- _COLLECTED DATA_
※ ※ ※

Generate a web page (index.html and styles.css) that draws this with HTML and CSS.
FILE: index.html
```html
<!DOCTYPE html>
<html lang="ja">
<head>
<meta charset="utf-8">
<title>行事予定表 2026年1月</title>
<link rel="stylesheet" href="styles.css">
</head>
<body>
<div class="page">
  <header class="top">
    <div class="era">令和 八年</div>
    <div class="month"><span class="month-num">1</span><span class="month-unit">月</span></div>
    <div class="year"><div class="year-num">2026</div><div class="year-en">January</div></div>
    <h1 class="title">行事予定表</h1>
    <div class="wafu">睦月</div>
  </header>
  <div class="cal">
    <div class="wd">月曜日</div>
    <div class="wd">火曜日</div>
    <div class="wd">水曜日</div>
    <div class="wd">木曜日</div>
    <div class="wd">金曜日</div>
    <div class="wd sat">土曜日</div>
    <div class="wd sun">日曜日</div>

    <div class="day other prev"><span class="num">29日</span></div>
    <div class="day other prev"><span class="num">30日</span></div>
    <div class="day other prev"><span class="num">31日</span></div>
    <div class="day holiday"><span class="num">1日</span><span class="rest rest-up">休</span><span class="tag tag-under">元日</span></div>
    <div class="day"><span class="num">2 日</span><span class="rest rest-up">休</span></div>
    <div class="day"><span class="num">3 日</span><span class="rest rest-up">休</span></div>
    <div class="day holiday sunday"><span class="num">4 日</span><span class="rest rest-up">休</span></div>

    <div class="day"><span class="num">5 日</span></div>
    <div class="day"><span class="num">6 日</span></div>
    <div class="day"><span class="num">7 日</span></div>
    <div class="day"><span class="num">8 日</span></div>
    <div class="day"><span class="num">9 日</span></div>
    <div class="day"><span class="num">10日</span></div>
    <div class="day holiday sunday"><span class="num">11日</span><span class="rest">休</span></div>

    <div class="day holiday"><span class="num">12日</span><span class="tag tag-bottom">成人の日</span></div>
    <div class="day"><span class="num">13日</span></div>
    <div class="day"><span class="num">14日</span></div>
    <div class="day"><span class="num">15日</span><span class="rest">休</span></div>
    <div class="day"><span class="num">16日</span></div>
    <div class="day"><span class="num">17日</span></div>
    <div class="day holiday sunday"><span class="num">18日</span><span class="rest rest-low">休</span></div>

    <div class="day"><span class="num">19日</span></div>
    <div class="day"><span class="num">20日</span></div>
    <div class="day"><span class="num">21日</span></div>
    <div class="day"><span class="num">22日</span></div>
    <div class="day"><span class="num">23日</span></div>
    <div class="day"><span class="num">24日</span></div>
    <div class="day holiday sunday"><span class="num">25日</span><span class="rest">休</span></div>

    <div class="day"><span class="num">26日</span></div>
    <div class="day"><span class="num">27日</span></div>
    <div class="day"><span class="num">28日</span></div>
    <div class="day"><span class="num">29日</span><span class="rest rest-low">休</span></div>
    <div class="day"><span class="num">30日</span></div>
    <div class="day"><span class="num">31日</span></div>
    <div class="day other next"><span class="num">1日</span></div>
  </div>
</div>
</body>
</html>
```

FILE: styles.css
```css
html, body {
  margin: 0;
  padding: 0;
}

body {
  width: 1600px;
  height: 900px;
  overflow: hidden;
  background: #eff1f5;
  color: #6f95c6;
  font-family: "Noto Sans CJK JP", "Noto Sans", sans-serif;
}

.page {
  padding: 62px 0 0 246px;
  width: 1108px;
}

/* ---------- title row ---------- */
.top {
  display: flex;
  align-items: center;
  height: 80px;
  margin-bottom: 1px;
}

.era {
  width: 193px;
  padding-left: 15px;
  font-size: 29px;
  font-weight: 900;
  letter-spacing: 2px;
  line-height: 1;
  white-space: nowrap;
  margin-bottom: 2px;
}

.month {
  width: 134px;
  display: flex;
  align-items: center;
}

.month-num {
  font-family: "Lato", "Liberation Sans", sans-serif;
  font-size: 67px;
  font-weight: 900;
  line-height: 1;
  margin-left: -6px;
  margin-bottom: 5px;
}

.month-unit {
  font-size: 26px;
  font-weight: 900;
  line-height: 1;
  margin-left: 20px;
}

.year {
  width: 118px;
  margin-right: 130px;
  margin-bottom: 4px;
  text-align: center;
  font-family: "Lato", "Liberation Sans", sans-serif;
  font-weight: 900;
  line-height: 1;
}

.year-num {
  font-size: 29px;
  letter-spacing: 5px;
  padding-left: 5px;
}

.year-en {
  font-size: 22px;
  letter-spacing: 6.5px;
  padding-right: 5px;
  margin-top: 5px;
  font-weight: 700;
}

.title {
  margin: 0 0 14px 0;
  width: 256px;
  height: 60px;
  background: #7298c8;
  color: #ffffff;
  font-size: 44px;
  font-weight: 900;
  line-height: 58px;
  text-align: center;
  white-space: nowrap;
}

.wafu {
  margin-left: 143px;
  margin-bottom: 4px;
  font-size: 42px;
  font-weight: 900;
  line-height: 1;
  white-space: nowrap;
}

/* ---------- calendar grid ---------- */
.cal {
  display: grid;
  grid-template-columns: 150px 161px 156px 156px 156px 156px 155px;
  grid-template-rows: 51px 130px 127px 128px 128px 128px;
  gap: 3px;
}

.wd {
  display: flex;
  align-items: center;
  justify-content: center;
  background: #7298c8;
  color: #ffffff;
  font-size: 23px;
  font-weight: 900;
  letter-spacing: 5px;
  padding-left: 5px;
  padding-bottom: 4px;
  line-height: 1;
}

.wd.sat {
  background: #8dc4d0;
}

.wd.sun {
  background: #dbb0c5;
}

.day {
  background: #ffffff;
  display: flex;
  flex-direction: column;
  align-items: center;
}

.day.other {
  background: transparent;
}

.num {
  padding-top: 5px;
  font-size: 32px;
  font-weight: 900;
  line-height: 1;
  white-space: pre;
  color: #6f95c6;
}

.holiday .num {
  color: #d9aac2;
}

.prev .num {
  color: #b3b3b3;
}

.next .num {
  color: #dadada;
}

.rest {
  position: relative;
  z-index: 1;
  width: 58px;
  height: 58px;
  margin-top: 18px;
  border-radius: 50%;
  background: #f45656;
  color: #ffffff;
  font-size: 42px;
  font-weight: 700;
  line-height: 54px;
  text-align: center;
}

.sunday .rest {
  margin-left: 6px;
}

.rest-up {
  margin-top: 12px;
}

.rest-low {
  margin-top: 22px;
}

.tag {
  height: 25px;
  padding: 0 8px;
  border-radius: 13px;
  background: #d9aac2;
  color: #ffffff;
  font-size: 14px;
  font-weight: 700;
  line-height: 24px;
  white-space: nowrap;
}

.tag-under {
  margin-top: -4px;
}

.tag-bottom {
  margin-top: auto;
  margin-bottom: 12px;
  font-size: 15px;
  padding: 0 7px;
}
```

※ ※ ※

Copy down the whole of the data above, matching it exactly.

Generate a web page (index.html and styles.css) that draws this with HTML and CSS.
FILE: index.html
```html
<!DOCTYPE html>
<html lang="ja">
<head>
<meta charset="utf-8">
<title>行事予定表 2026年1月</title>
<link rel="stylesheet" href="styles.css">
</head>
<body>
<div class="page">
  <header class="top">
    <div class="era">令和 八年</div>
    <div class="month"><span class="month-num">1</span><span class="month-unit">月</span></div>
    <div class="year"><div class="year-num">2026</div><div class="year-en">January</div></div>
    <h1 class="title">行事予定表</h1>
    <div class="wafu">睦月</div>
  </header>
  <div class="cal">
    <div class="wd">月曜日</div>
    <div class="wd">火曜日</div>
    <div class="wd">水曜日</div>
    <div class="wd">木曜日</div>
    <div class="wd">金曜日</div>
    <div class="wd sat">土曜日</div>
    <div class="wd sun">日曜日</div>

    <div class="day other prev"><span class="num">29日</span></div>
    <div class="day other prev"><span class="num">30日</span></div>
    <div class="day other prev"><span class="num">31日</span></div>
    <div class="day holiday"><span class="num">1日</span><span class="rest rest-up">休</span><span class="tag tag-under">元日</span></div>
    <div class="day"><span class="num">2 日</span><span class="rest rest-up">休</span></div>
    <div class="day"><span class="num">3 日</span><span class="rest rest-up">休</span></div>
    <div class="day holiday sunday"><span class="num">4 日</span><span class="rest rest-up">休</span></div>

    <div class="day"><span class="num">5 日</span></div>
    <div class="day"><span class="num">6 日</span></div>
    <div class="day"><span class="num">7 日</span></div>
    <div class="day"><span class="num">8 日</span></div>
    <div class="day"><span class="num">9 日</span></div>
    <div class="day"><span class="num">10日</span></div>
    <div class="day holiday sunday"><span class="num">11日</span><span class="rest">休</span></div>

    <div class="day holiday"><span class="num">12日</span><span class="tag tag-bottom">成人の日</span></div>
    <div class="day"><span class="num">13日</span></div>
    <div class="day"><span class="num">14日</span></div>
    <div class="day"><span class="num">15日</span><span class="rest">休</span></div>
    <div class="day"><span class="num">16日</span></div>
    <div class="day"><span class="num">17日</span></div>
    <div class="day holiday sunday"><span class="num">18日</span><span class="rest rest-low">休</span></div>

    <div class="day"><span class="num">19日</span></div>
    <div class="day"><span class="num">20日</span></div>
    <div class="day"><span class="num">21日</span></div>
    <div class="day"><span class="num">22日</span></div>
    <div class="day"><span class="num">23日</span></div>
    <div class="day"><span class="num">24日</span></div>
    <div class="day holiday sunday"><span class="num">25日</span><span class="rest">休</span></div>

    <div class="day"><span class="num">26日</span></div>
    <div class="day"><span class="num">27日</span></div>
    <div class="day"><span class="num">28日</span></div>
    <div class="day"><span class="num">29日</span><span class="rest rest-low">休</span></div>
    <div class="day"><span class="num">30日</span></div>
    <div class="day"><span class="num">31日</span></div>
    <div class="day other next"><span class="num">1日</span></div>
  </div>
</div>
</body>
</html>
```

FILE: styles.css
```css
html, body {
  margin: 0;
  padding: 0;
}

body {
  width: 1600px;
  height: 900px;
  overflow: hidden;
  background: #eff1f5;
  color: #6f95c6;
  font-family: "Noto Sans CJK JP", "Noto Sans", sans-serif;
}

.page {
  padding: 62px 0 0 246px;
  width: 1108px;
}

/* ---------- title row ---------- */
.top {
  display: flex;
  align-items: center;
  height: 80px;
  margin-bottom: 1px;
}

.era {
  width: 193px;
  padding-left: 15px;
  font-size: 29px;
  font-weight: 900;
  letter-spacing: 2px;
  line-height: 1;
  white-space: nowrap;
  margin-bottom: 2px;
}

.month {
  width: 134px;
  display: flex;
  align-items: center;
}

.month-num {
  font-family: "Lato", "Liberation Sans", sans-serif;
  font-size: 67px;
  font-weight: 900;
  line-height: 1;
  margin-left: -6px;
  margin-bottom: 5px;
}

.month-unit {
  font-size: 26px;
  font-weight: 900;
  line-height: 1;
  margin-left: 20px;
}

.year {
  width: 118px;
  margin-right: 130px;
  margin-bottom: 4px;
  text-align: center;
  font-family: "Lato", "Liberation Sans", sans-serif;
  font-weight: 900;
  line-height: 1;
}

.year-num {
  font-size: 29px;
  letter-spacing: 5px;
  padding-left: 5px;
}

.year-en {
  font-size: 22px;
  letter-spacing: 6.5px;
  padding-right: 5px;
  margin-top: 5px;
  font-weight: 700;
}

.title {
  margin: 0 0 14px 0;
  width: 256px;
  height: 60px;
  background: #7298c8;
  color: #ffffff;
  font-size: 44px;
  font-weight: 900;
  line-height: 58px;
  text-align: center;
  white-space: nowrap;
}

.wafu {
  margin-left: 143px;
  margin-bottom: 4px;
  font-size: 42px;
  font-weight: 900;
  line-height: 1;
  white-space: nowrap;
}

/* ---------- calendar grid ---------- */
.cal {
  display: grid;
  grid-template-columns: 150px 161px 156px 156px 156px 156px 155px;
  grid-template-rows: 51px 130px 127px 128px 128px 128px;
  gap: 3px;
}

.wd {
  display: flex;
  align-items: center;
  justify-content: center;
  background: #7298c8;
  color: #ffffff;
  font-size: 23px;
  font-weight: 900;
  letter-spacing: 5px;
  padding-left: 5px;
  padding-bottom: 4px;
  line-height: 1;
}

.wd.sat {
  background: #8dc4d0;
}

.wd.sun {
  background: #dbb0c5;
}

.day {
  background: #ffffff;
  display: flex;
  flex-direction: column;
  align-items: center;
}

.day.other {
  background: transparent;
}

.num {
  padding-top: 5px;
  font-size: 32px;
  font-weight: 900;
  line-height: 1;
  white-space: pre;
  color: #6f95c6;
}

.holiday .num {
  color: #d9aac2;
}

.prev .num {
  color: #b3b3b3;
}

.next .num {
  color: #dadada;
}

.rest {
  position: relative;
  z-index: 1;
  width: 58px;
  height: 58px;
  margin-top: 18px;
  border-radius: 50%;
  background: #f45656;
  color: #ffffff;
  font-size: 42px;
  font-weight: 700;
  line-height: 54px;
  text-align: center;
}

.sunday .rest {
  margin-left: 6px;
}

.rest-up {
  margin-top: 12px;
}

.rest-low {
  margin-top: 22px;
}

.tag {
  height: 25px;
  padding: 0 8px;
  border-radius: 13px;
  background: #d9aac2;
  color: #ffffff;
  font-size: 14px;
  font-weight: 700;
  line-height: 24px;
  white-space: nowrap;
}

.tag-under {
  margin-top: -4px;
}

.tag-bottom {
  margin-top: auto;
  margin-bottom: 12px;
  font-size: 15px;
  padding: 0 7px;
}
```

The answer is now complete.